### Input material
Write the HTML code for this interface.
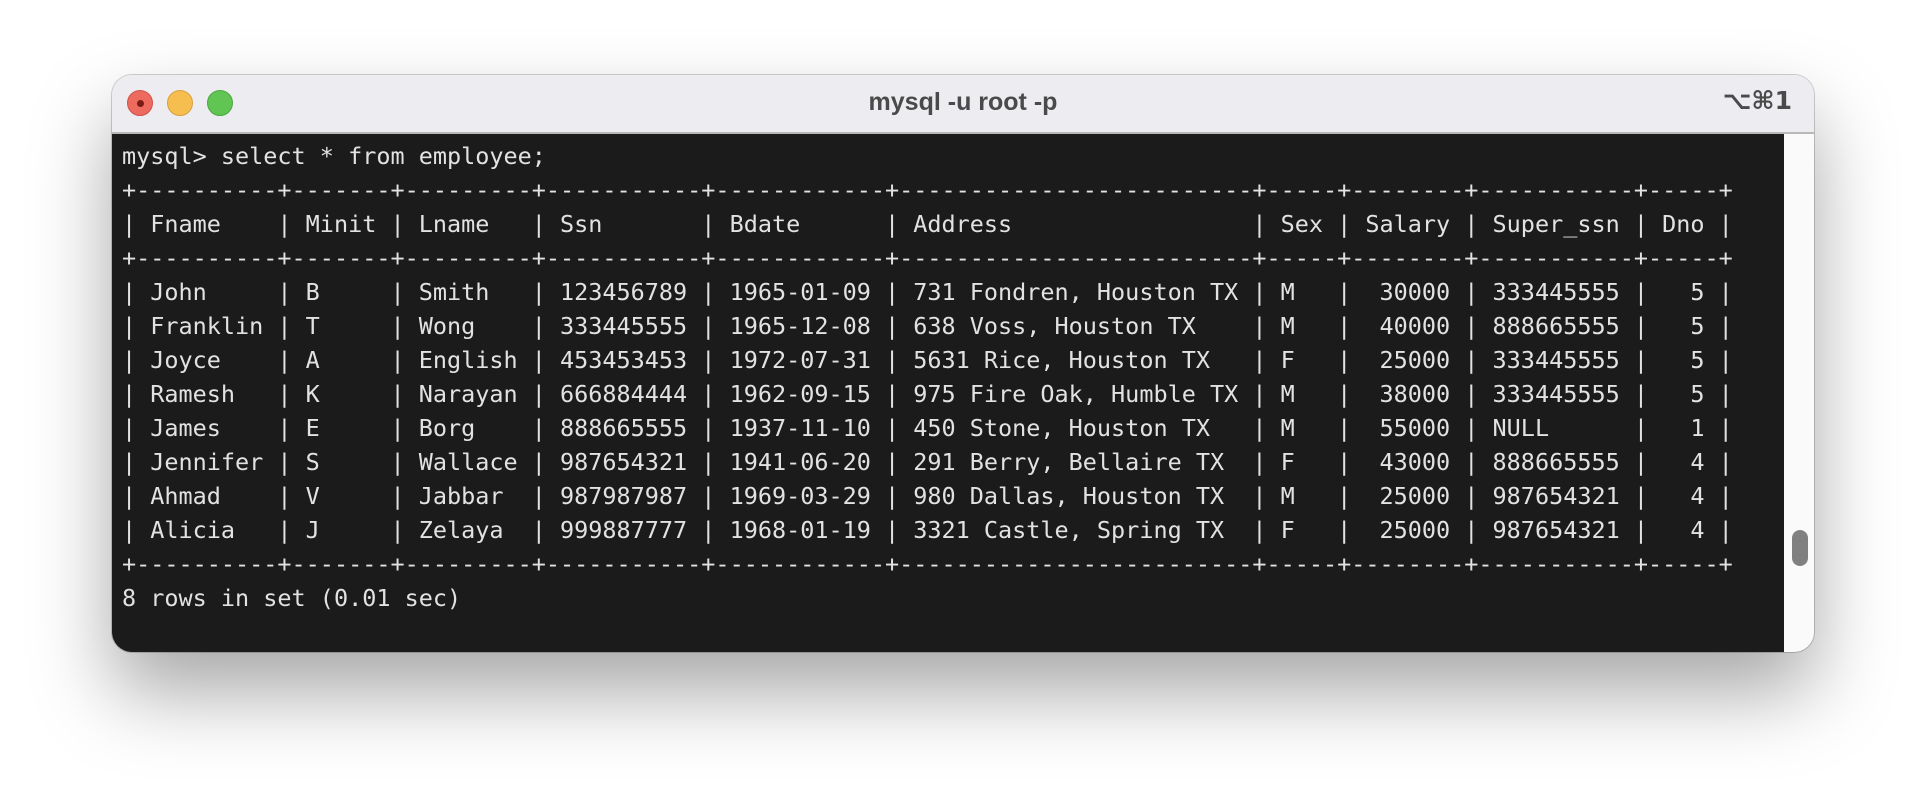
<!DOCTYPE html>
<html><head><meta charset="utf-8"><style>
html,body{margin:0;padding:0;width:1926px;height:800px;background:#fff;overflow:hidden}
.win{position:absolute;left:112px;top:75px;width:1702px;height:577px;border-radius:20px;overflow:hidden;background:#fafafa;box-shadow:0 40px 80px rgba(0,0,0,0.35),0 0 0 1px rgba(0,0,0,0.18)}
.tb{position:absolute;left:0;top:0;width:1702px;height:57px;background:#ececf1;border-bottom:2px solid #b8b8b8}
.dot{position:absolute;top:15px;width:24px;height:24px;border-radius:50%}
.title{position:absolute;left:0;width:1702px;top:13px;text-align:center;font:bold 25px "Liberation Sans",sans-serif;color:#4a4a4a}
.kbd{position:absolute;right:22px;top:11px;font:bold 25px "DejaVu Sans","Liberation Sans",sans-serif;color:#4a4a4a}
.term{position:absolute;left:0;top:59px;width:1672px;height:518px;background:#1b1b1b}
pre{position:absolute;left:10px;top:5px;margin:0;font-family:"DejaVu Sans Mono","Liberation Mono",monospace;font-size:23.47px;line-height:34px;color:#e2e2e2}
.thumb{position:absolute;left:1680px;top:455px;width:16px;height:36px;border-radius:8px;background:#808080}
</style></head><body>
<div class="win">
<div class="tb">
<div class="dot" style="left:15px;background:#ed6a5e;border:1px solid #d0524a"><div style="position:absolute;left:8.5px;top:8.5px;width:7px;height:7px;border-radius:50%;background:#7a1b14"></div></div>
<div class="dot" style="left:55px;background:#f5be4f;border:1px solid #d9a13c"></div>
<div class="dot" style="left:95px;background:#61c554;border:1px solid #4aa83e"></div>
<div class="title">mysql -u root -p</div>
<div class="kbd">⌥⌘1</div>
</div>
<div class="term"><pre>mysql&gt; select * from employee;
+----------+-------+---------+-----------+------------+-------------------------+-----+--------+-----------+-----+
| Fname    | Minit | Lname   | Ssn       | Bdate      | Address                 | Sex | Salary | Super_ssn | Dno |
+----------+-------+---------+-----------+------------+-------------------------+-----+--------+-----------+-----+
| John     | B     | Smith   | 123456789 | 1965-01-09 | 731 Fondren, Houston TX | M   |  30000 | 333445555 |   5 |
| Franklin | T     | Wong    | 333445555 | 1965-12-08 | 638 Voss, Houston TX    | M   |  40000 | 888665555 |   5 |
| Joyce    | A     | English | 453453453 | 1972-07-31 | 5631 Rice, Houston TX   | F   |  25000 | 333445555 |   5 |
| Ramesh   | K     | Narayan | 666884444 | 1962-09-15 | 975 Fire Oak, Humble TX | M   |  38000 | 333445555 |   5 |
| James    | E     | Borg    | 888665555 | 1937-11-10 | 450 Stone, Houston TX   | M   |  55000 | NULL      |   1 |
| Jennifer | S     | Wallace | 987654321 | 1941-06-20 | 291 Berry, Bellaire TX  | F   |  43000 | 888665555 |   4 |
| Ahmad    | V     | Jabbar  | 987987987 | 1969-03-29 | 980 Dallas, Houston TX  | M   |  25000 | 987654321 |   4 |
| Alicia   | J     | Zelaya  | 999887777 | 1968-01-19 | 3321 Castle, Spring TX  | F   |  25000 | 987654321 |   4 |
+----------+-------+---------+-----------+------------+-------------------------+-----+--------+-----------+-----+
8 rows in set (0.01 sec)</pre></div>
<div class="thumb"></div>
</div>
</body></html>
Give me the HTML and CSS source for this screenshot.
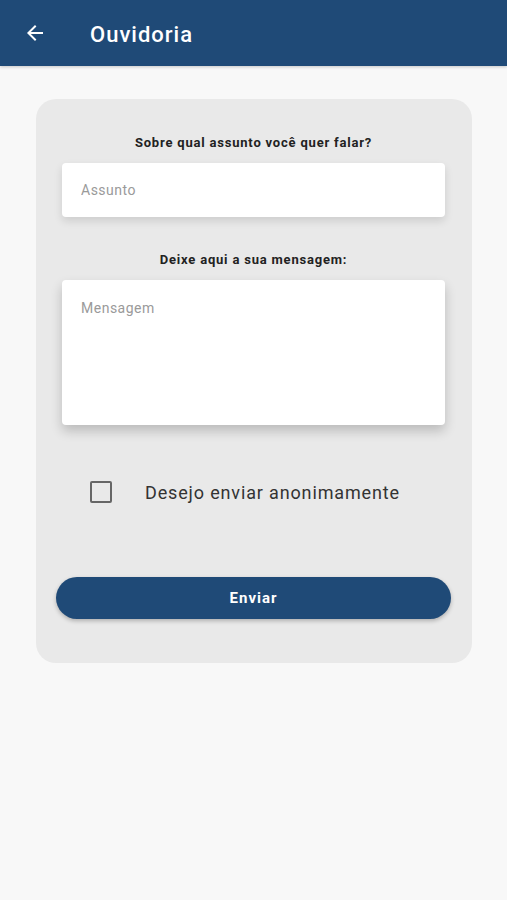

### Aim of the task
Output the material word for word, omitting its pictures.

### Final result
Write the HTML code for this interface.
<!DOCTYPE html>
<html><head><meta charset="utf-8"><style>
html,body{margin:0;padding:0;width:1926px;height:800px;background:#fff;overflow:hidden}
.win{position:absolute;left:112px;top:75px;width:1702px;height:577px;border-radius:20px;overflow:hidden;background:#fafafa;box-shadow:0 40px 80px rgba(0,0,0,0.35),0 0 0 1px rgba(0,0,0,0.18)}
.tb{position:absolute;left:0;top:0;width:1702px;height:57px;background:#ececf1;border-bottom:2px solid #b8b8b8}
.dot{position:absolute;top:15px;width:24px;height:24px;border-radius:50%}
.title{position:absolute;left:0;width:1702px;top:13px;text-align:center;font:bold 25px "Liberation Sans",sans-serif;color:#4a4a4a}
.kbd{position:absolute;right:22px;top:11px;font:bold 25px "DejaVu Sans","Liberation Sans",sans-serif;color:#4a4a4a}
.term{position:absolute;left:0;top:59px;width:1672px;height:518px;background:#1b1b1b}
pre{position:absolute;left:10px;top:5px;margin:0;font-family:"DejaVu Sans Mono","Liberation Mono",monospace;font-size:23.47px;line-height:34px;color:#e2e2e2}
.thumb{position:absolute;left:1680px;top:455px;width:16px;height:36px;border-radius:8px;background:#808080}
</style></head><body>
<div class="win">
<div class="tb">
<div class="dot" style="left:15px;background:#ed6a5e;border:1px solid #d0524a"><div style="position:absolute;left:8.5px;top:8.5px;width:7px;height:7px;border-radius:50%;background:#7a1b14"></div></div>
<div class="dot" style="left:55px;background:#f5be4f;border:1px solid #d9a13c"></div>
<div class="dot" style="left:95px;background:#61c554;border:1px solid #4aa83e"></div>
<div class="title">mysql -u root -p</div>
<div class="kbd">⌥⌘1</div>
</div>
<div class="term"><pre>mysql&gt; select * from employee;
+----------+-------+---------+-----------+------------+-------------------------+-----+--------+-----------+-----+
| Fname    | Minit | Lname   | Ssn       | Bdate      | Address                 | Sex | Salary | Super_ssn | Dno |
+----------+-------+---------+-----------+------------+-------------------------+-----+--------+-----------+-----+
| John     | B     | Smith   | 123456789 | 1965-01-09 | 731 Fondren, Houston TX | M   |  30000 | 333445555 |   5 |
| Franklin | T     | Wong    | 333445555 | 1965-12-08 | 638 Voss, Houston TX    | M   |  40000 | 888665555 |   5 |
| Joyce    | A     | English | 453453453 | 1972-07-31 | 5631 Rice, Houston TX   | F   |  25000 | 333445555 |   5 |
| Ramesh   | K     | Narayan | 666884444 | 1962-09-15 | 975 Fire Oak, Humble TX | M   |  38000 | 333445555 |   5 |
| James    | E     | Borg    | 888665555 | 1937-11-10 | 450 Stone, Houston TX   | M   |  55000 | NULL      |   1 |
| Jennifer | S     | Wallace | 987654321 | 1941-06-20 | 291 Berry, Bellaire TX  | F   |  43000 | 888665555 |   4 |
| Ahmad    | V     | Jabbar  | 987987987 | 1969-03-29 | 980 Dallas, Houston TX  | M   |  25000 | 987654321 |   4 |
| Alicia   | J     | Zelaya  | 999887777 | 1968-01-19 | 3321 Castle, Spring TX  | F   |  25000 | 987654321 |   4 |
+----------+-------+---------+-----------+------------+-------------------------+-----+--------+-----------+-----+
8 rows in set (0.01 sec)</pre></div>
<div class="thumb"></div>
</div>
</body></html>
Give me the HTML and CSS source for this screenshot.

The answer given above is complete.